#### TASK BRIEF:
Check every line of the data below for the string "this", and copy the ones that hold it.

#### DATA LINES:
•••

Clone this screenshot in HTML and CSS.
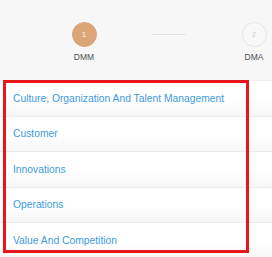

•••

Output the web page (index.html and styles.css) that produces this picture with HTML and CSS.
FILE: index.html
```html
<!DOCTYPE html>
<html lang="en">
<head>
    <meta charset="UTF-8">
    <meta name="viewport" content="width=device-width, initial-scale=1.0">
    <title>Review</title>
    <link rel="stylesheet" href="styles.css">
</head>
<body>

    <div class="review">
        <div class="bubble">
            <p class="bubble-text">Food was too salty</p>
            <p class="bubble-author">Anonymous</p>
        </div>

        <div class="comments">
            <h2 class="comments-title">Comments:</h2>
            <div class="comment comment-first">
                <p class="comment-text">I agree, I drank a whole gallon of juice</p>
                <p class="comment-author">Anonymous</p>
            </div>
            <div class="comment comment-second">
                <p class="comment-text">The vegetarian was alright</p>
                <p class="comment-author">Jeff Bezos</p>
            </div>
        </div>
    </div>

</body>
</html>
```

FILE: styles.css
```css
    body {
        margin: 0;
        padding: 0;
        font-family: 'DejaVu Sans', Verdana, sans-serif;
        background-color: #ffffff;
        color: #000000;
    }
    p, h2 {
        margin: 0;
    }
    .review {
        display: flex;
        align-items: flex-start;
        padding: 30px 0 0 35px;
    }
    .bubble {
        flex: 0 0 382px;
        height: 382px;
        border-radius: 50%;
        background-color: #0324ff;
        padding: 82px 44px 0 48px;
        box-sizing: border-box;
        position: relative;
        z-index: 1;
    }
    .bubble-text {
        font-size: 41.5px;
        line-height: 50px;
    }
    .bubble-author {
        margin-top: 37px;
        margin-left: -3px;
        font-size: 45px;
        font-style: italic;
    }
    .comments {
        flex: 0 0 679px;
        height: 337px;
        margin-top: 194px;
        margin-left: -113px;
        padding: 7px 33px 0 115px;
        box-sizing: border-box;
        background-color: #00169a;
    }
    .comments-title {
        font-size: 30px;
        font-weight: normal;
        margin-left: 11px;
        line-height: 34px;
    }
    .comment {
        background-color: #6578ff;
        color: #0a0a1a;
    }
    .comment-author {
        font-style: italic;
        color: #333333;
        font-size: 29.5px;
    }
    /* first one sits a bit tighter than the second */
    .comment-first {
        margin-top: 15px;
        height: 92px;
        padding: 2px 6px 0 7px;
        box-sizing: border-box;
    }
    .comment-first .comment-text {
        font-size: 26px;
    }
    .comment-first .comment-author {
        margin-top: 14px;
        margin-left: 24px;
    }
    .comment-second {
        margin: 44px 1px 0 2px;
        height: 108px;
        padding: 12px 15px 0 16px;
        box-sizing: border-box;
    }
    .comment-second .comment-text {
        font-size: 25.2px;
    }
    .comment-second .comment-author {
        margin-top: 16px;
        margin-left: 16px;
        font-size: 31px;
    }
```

•••

#### FINISHED EXERCISE:
Clone this screenshot in HTML and CSS.
Output the web page (index.html and styles.css) that produces this picture with HTML and CSS.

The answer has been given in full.